The problem is :
For every function $f : X \rightarrow\ \mathbb C$, the equality $\displaystyle \sum_{x\in X}|f(x)|=\sup\left\{\sum_{x\in F}|f(x)|:F \subset X\text{ is finite set} \right\}$ holds.
I tried to solve this problem, using $(X,P(X)(\text{Power set of } X),c)$ $P(X)$ is a Power set of $X$ $c$ is counting measure : $c(A) = \text{the number of elements of }A$
Then, $\displaystyle \sum_{x\in X}|f(x)| =\int_X |f|dc$
So, the problem can be changed into
$\displaystyle \int_{x\in X} |f(x)|dc = \sup \left\{\int_{x\in F}|f(x)| : F \subset X\text{ is finite set}\right\}$
But, here's my question.
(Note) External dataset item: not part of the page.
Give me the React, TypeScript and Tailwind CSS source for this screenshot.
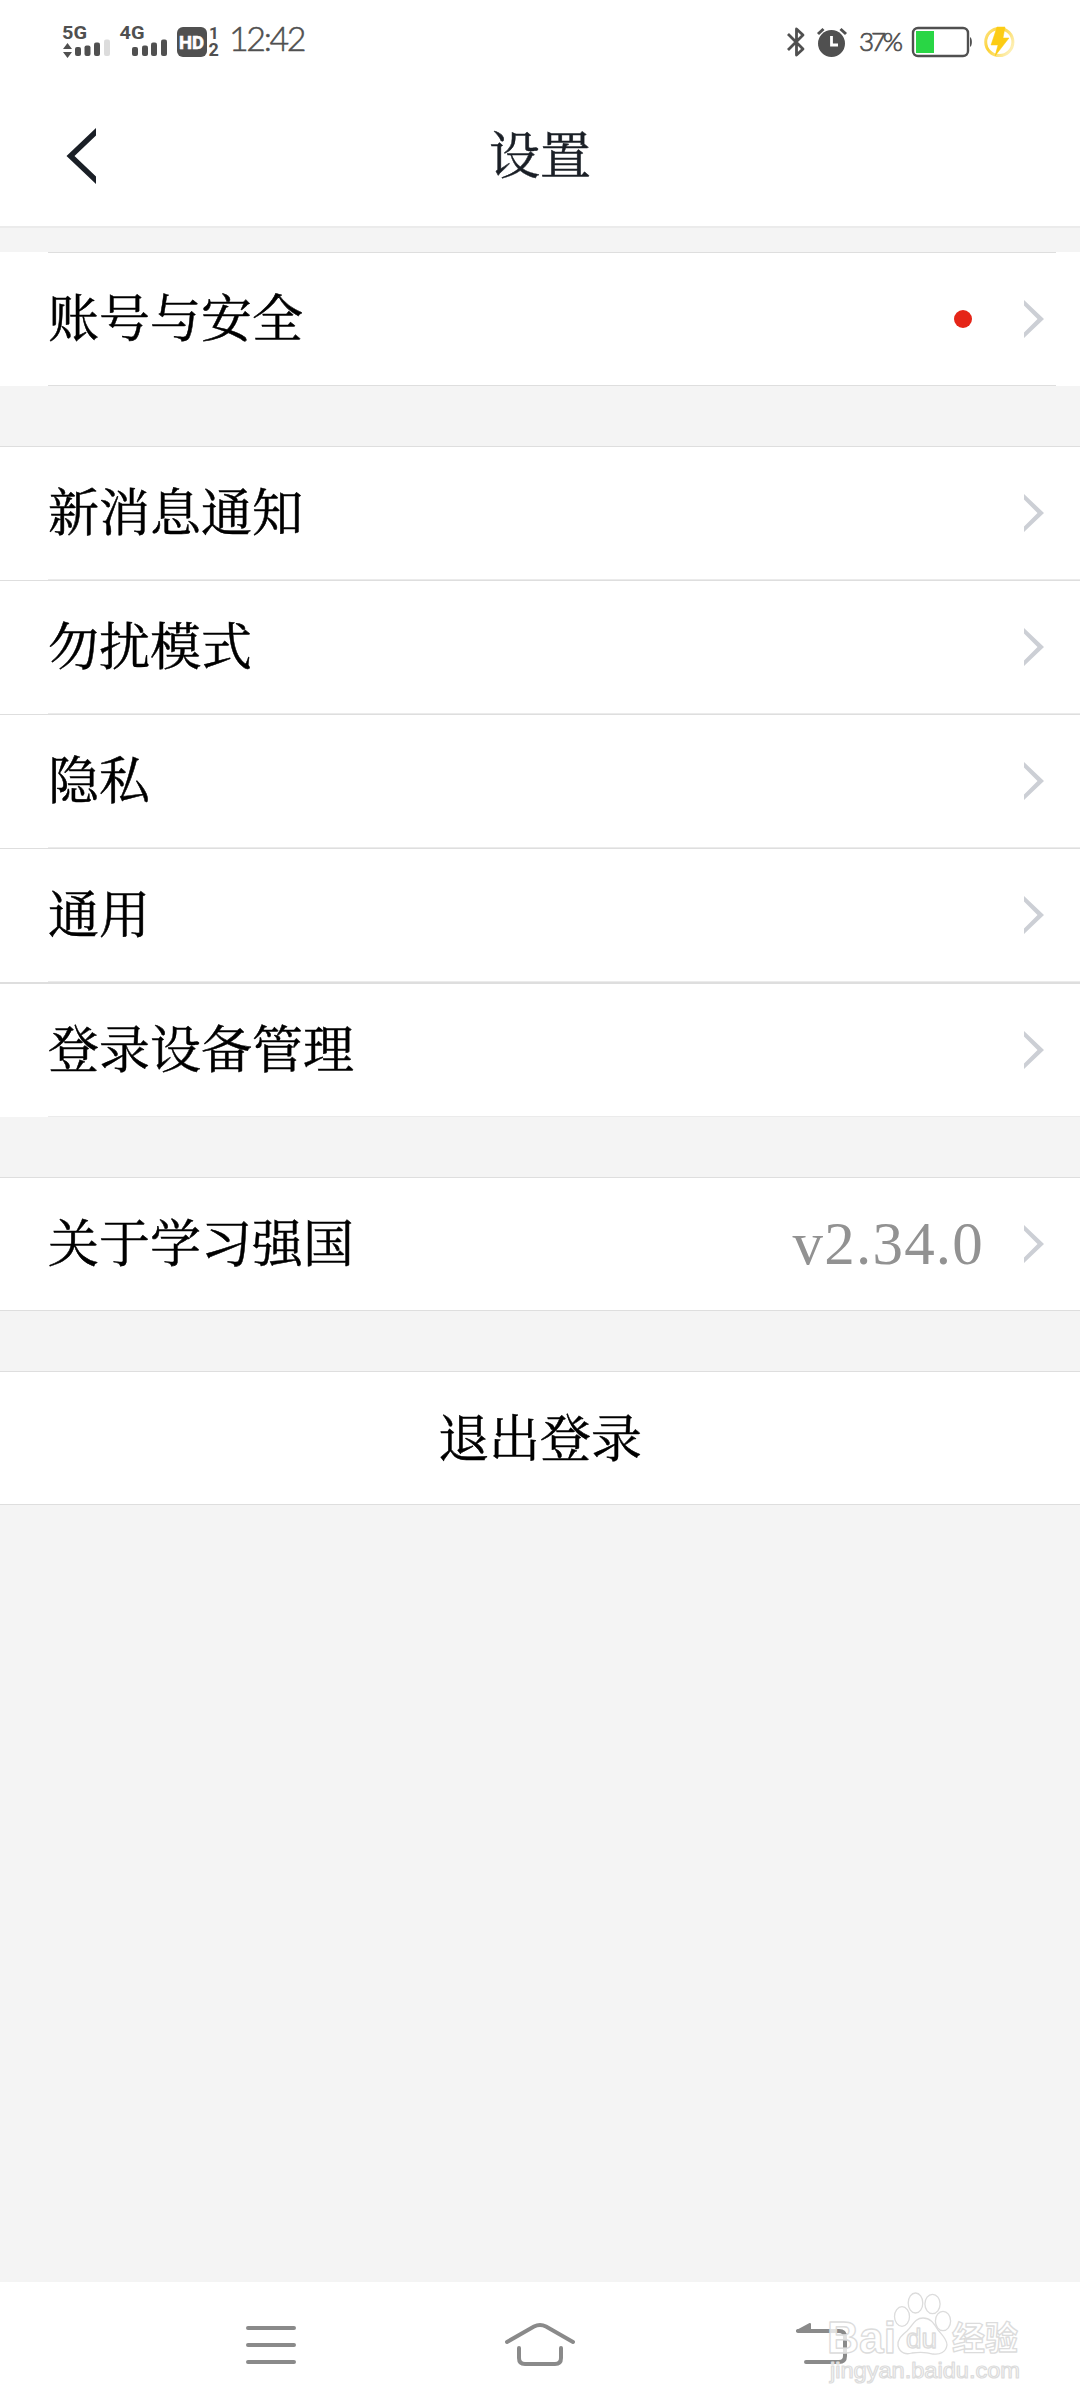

In $\mathbb R$, It was able to make $F \subset \mathbb R$ just like $[-N,N]$ or $E\cap[-N,N]$ to make some bounded set which can go to $\mathbb R$ when $N \rightarrow \infty$.
How to get a seq of finite set $F_n$ in arbitrary X? Is it okay to get any aribitrary of it? Please let me know the full solution of this problem. Is there another way to solve this problem using $\sigma -$algebra which I wrote?